> [Records provided]
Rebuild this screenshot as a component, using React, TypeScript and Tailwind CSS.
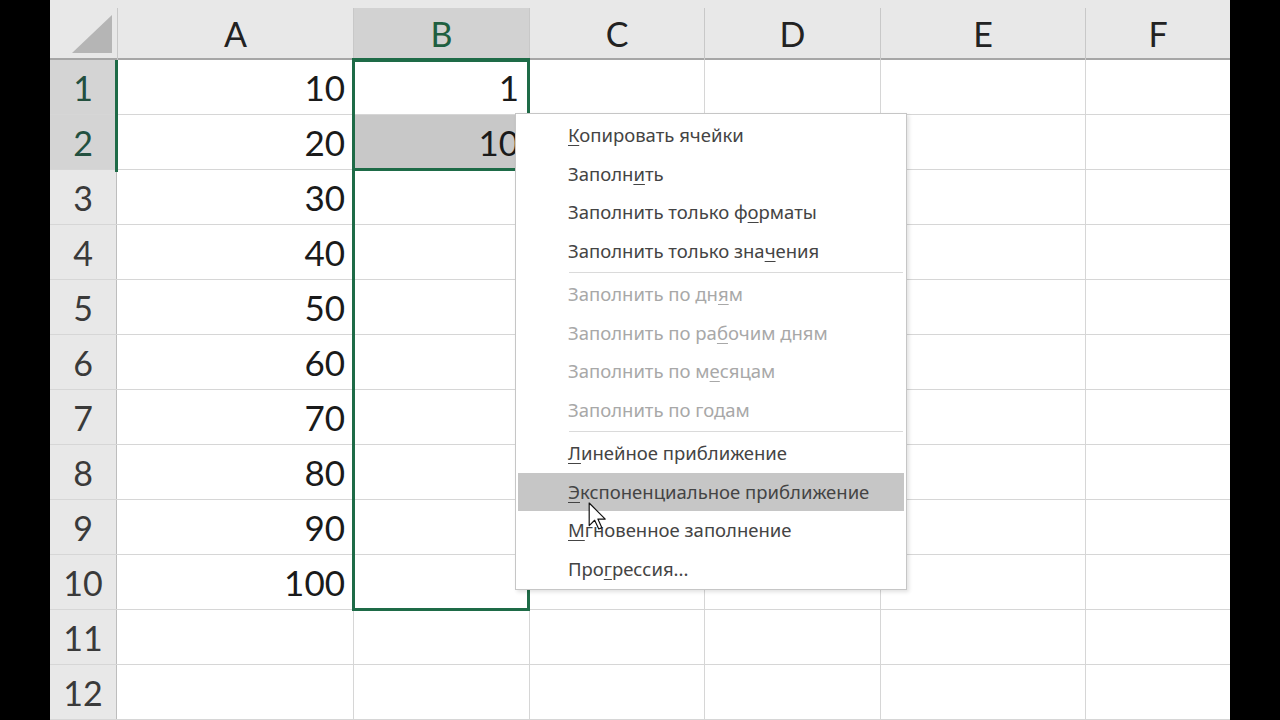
import React from 'react';

const cols = [
    { name: 'A', w: 'w-[236px]' },
    { name: 'B', w: 'w-[176px]' },
    { name: 'C', w: 'w-[175px]' },
    { name: 'D', w: 'w-[176px]' },
    { name: 'E', w: 'w-[205px]' },
    { name: 'F', w: 'w-[145px]' },
];

const colA = ['10', '20', '30', '40', '50', '60', '70', '80', '90', '100', '', ''];

type Item = { pre: string; key: string; post: string; disabled?: boolean; active?: boolean } | 'sep';

const menu: Item[] = [
    { pre: '', key: 'К', post: 'опировать ячейки' },
    { pre: 'Заполн', key: 'и', post: 'ть' },
    { pre: 'Заполнить только ф', key: 'о', post: 'рматы' },
    { pre: 'Заполнить только зна', key: 'ч', post: 'ения' },
    'sep',
    { pre: 'Заполнить по дн', key: 'я', post: 'м', disabled: true },
    { pre: 'Заполнить по ра', key: 'б', post: 'очим дням', disabled: true },
    { pre: 'Заполнить по м', key: 'е', post: 'сяцам', disabled: true },
    { pre: 'Заполнить по годам', key: '', post: '', disabled: true },
    'sep',
    { pre: '', key: 'Л', post: 'инейное приближение' },
    { pre: '', key: 'Э', post: 'кспоненциальное приближение', active: true },
    { pre: '', key: 'М', post: 'гновенное заполнение' },
    { pre: 'Про', key: 'г', post: 'рессия...' },
];

const cellFont = { fontFamily: 'Lato, "Open Sans", sans-serif' };

export default function App() {
    return (
        <div className="relative h-[720px] w-[1280px] overflow-hidden bg-black">
            <div className="relative ml-[50px] h-[720px] w-[1180px] overflow-hidden bg-white" style={cellFont}>
                {/* Column headers */}
                <div className="flex h-[60px] border-b-2 border-[#a6a6a6] bg-[#e8e8e8]">
                    <div className="relative flex h-full w-[67px] items-end justify-end pb-[5px] pr-[5px]">
                        <svg width="40" height="38" viewBox="0 0 40 38">
                            <polygon points="0,38 40,0 40,38" fill="#b5b5b5" />
                        </svg>
                    </div>
                    {cols.map((c) => (
                        <div
                            key={c.name}
                            className={`${c.w} mt-[8px] flex h-[52px] items-center justify-center border-l border-[#c8c8c8] pb-[2px] text-[34px] ${
                                c.name === 'B' ? 'bg-[#d2d2d2] text-[#1f5f40]' : 'text-[#222]'
                            }`}
                        >
                            {c.name}
                        </div>
                    ))}
                </div>

                {/* Rows */}
                {colA.map((v, i) => (
                    <div key={i} className="flex h-[55px] border-b border-[#d6d6d6]">
                        <div
                            className={`flex w-[67px] items-center justify-center border-r border-[#bdbdbd] text-[34px] ${
                                i < 2 ? 'bg-[#d4d4d4] text-[#23503f]' : 'bg-[#e8e8e8] text-[#3a3a3a]'
                            }`}
                        >
                            {i + 1}
                        </div>
                        <div className="flex w-[236px] items-center justify-end pr-[8px] text-[35px] text-[#1a1a1a]">{v}</div>
                        <div
                            className={`flex w-[176px] items-center justify-end border-l border-[#d6d6d6] pr-[10px] text-[35px] text-[#1a1a1a] ${
                                i === 1 ? 'bg-[#c8c8c8]' : ''
                            }`}
                        >
                            {i === 0 ? '1' : i === 1 ? '10' : ''}
                        </div>
                        <div className="w-[175px] border-l border-[#d6d6d6]" />
                        <div className="w-[176px] border-l border-[#d6d6d6]" />
                        <div className="w-[205px] border-l border-[#d6d6d6]" />
                        <div className="w-[145px] border-l border-[#d6d6d6]" />
                    </div>
                ))}

                {/* Selection highlights */}
                <div className="absolute left-[65px] top-[60px] h-[112px] w-[3px] bg-[#1e6b47]" />
                <div className="absolute left-[302px] top-[58px] h-[3px] w-[178px] bg-[#1e6b47]" />
                <div className="absolute left-[302px] top-[59px] h-[552px] w-[178px] border-[3px] border-[#1e6b47]" />
                <div className="absolute left-[302px] top-[168px] h-[3px] w-[178px] bg-[#1e6b47]" />
            </div>

            {/* Context menu */}
            <div
                className="absolute left-[515px] top-[113px] w-[392px] border border-[#c6c6c6] bg-white pb-[1px] pt-[2px] shadow-[2px_2px_4px_rgba(0,0,0,0.12)]"
                style={{ fontFamily: '"Noto Sans", "Open Sans", sans-serif' }}
            >
                {menu.map((m, i) =>
                    m === 'sep' ? (
                        <div key={i} className="py-[2px] pl-[53px] pr-[3px]">
                            <div className="h-px bg-[#dadada]" />
                        </div>
                    ) : (
                        <div
                            key={i}
                            className={`mx-[2px] flex h-[38.5px] items-center pl-[50px] text-[18.5px] ${
                                m.active ? 'bg-[#c6c6c6]' : ''
                            } ${m.disabled ? 'text-[#a8a8a8]' : 'text-[#444]'}`}
                        >
                            <span>
                                {m.pre}
                                {m.key && <span className="underline decoration-1 underline-offset-[3px]">{m.key}</span>}
                                {m.post}
                            </span>
                        </div>
                    ),
                )}
            </div>

            {/* Mouse pointer */}
            <svg className="absolute left-[588px] top-[502px]" width="18" height="28" viewBox="0 0 12 19">
                <path d="M0.7 0.7 V16 L4.4 12.4 L7.2 18.3 L9.3 17.4 L6.6 11.6 H11.6 Z" fill="#fff" stroke="#111" strokeWidth="0.8" strokeLinejoin="round" />
            </svg>
        </div>
    );
}
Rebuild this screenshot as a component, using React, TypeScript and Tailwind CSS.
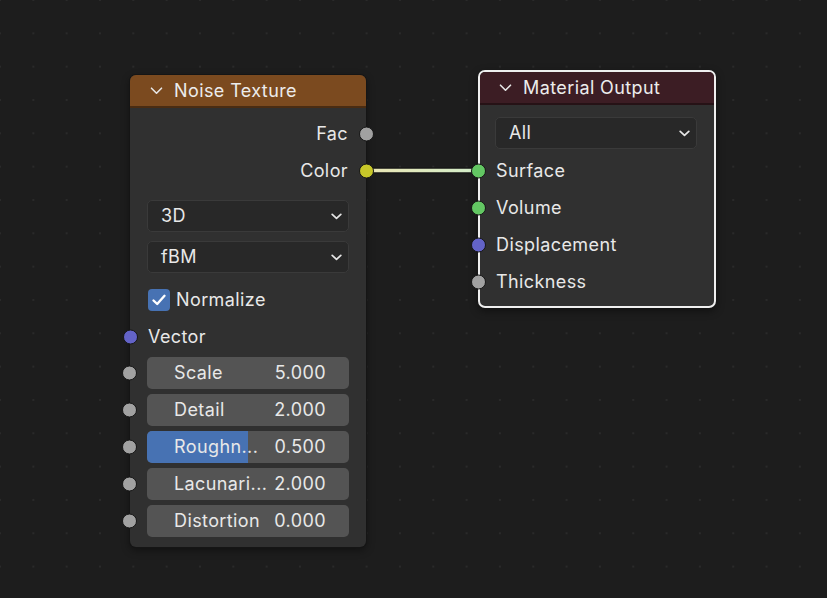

> [Do this] Output the full set of records above without changing a word, and drop the images.

> [Result]
Rebuild this screenshot as a component, using React, TypeScript and Tailwind CSS.
import React from 'react';

const cols = [
    { name: 'A', w: 'w-[236px]' },
    { name: 'B', w: 'w-[176px]' },
    { name: 'C', w: 'w-[175px]' },
    { name: 'D', w: 'w-[176px]' },
    { name: 'E', w: 'w-[205px]' },
    { name: 'F', w: 'w-[145px]' },
];

const colA = ['10', '20', '30', '40', '50', '60', '70', '80', '90', '100', '', ''];

type Item = { pre: string; key: string; post: string; disabled?: boolean; active?: boolean } | 'sep';

const menu: Item[] = [
    { pre: '', key: 'К', post: 'опировать ячейки' },
    { pre: 'Заполн', key: 'и', post: 'ть' },
    { pre: 'Заполнить только ф', key: 'о', post: 'рматы' },
    { pre: 'Заполнить только зна', key: 'ч', post: 'ения' },
    'sep',
    { pre: 'Заполнить по дн', key: 'я', post: 'м', disabled: true },
    { pre: 'Заполнить по ра', key: 'б', post: 'очим дням', disabled: true },
    { pre: 'Заполнить по м', key: 'е', post: 'сяцам', disabled: true },
    { pre: 'Заполнить по годам', key: '', post: '', disabled: true },
    'sep',
    { pre: '', key: 'Л', post: 'инейное приближение' },
    { pre: '', key: 'Э', post: 'кспоненциальное приближение', active: true },
    { pre: '', key: 'М', post: 'гновенное заполнение' },
    { pre: 'Про', key: 'г', post: 'рессия...' },
];

const cellFont = { fontFamily: 'Lato, "Open Sans", sans-serif' };

export default function App() {
    return (
        <div className="relative h-[720px] w-[1280px] overflow-hidden bg-black">
            <div className="relative ml-[50px] h-[720px] w-[1180px] overflow-hidden bg-white" style={cellFont}>
                {/* Column headers */}
                <div className="flex h-[60px] border-b-2 border-[#a6a6a6] bg-[#e8e8e8]">
                    <div className="relative flex h-full w-[67px] items-end justify-end pb-[5px] pr-[5px]">
                        <svg width="40" height="38" viewBox="0 0 40 38">
                            <polygon points="0,38 40,0 40,38" fill="#b5b5b5" />
                        </svg>
                    </div>
                    {cols.map((c) => (
                        <div
                            key={c.name}
                            className={`${c.w} mt-[8px] flex h-[52px] items-center justify-center border-l border-[#c8c8c8] pb-[2px] text-[34px] ${
                                c.name === 'B' ? 'bg-[#d2d2d2] text-[#1f5f40]' : 'text-[#222]'
                            }`}
                        >
                            {c.name}
                        </div>
                    ))}
                </div>

                {/* Rows */}
                {colA.map((v, i) => (
                    <div key={i} className="flex h-[55px] border-b border-[#d6d6d6]">
                        <div
                            className={`flex w-[67px] items-center justify-center border-r border-[#bdbdbd] text-[34px] ${
                                i < 2 ? 'bg-[#d4d4d4] text-[#23503f]' : 'bg-[#e8e8e8] text-[#3a3a3a]'
                            }`}
                        >
                            {i + 1}
                        </div>
                        <div className="flex w-[236px] items-center justify-end pr-[8px] text-[35px] text-[#1a1a1a]">{v}</div>
                        <div
                            className={`flex w-[176px] items-center justify-end border-l border-[#d6d6d6] pr-[10px] text-[35px] text-[#1a1a1a] ${
                                i === 1 ? 'bg-[#c8c8c8]' : ''
                            }`}
                        >
                            {i === 0 ? '1' : i === 1 ? '10' : ''}
                        </div>
                        <div className="w-[175px] border-l border-[#d6d6d6]" />
                        <div className="w-[176px] border-l border-[#d6d6d6]" />
                        <div className="w-[205px] border-l border-[#d6d6d6]" />
                        <div className="w-[145px] border-l border-[#d6d6d6]" />
                    </div>
                ))}

                {/* Selection highlights */}
                <div className="absolute left-[65px] top-[60px] h-[112px] w-[3px] bg-[#1e6b47]" />
                <div className="absolute left-[302px] top-[58px] h-[3px] w-[178px] bg-[#1e6b47]" />
                <div className="absolute left-[302px] top-[59px] h-[552px] w-[178px] border-[3px] border-[#1e6b47]" />
                <div className="absolute left-[302px] top-[168px] h-[3px] w-[178px] bg-[#1e6b47]" />
            </div>

            {/* Context menu */}
            <div
                className="absolute left-[515px] top-[113px] w-[392px] border border-[#c6c6c6] bg-white pb-[1px] pt-[2px] shadow-[2px_2px_4px_rgba(0,0,0,0.12)]"
                style={{ fontFamily: '"Noto Sans", "Open Sans", sans-serif' }}
            >
                {menu.map((m, i) =>
                    m === 'sep' ? (
                        <div key={i} className="py-[2px] pl-[53px] pr-[3px]">
                            <div className="h-px bg-[#dadada]" />
                        </div>
                    ) : (
                        <div
                            key={i}
                            className={`mx-[2px] flex h-[38.5px] items-center pl-[50px] text-[18.5px] ${
                                m.active ? 'bg-[#c6c6c6]' : ''
                            } ${m.disabled ? 'text-[#a8a8a8]' : 'text-[#444]'}`}
                        >
                            <span>
                                {m.pre}
                                {m.key && <span className="underline decoration-1 underline-offset-[3px]">{m.key}</span>}
                                {m.post}
                            </span>
                        </div>
                    ),
                )}
            </div>

            {/* Mouse pointer */}
            <svg className="absolute left-[588px] top-[502px]" width="18" height="28" viewBox="0 0 12 19">
                <path d="M0.7 0.7 V16 L4.4 12.4 L7.2 18.3 L9.3 17.4 L6.6 11.6 H11.6 Z" fill="#fff" stroke="#111" strokeWidth="0.8" strokeLinejoin="round" />
            </svg>
        </div>
    );
}
Rebuild this screenshot as a component, using React, TypeScript and Tailwind CSS.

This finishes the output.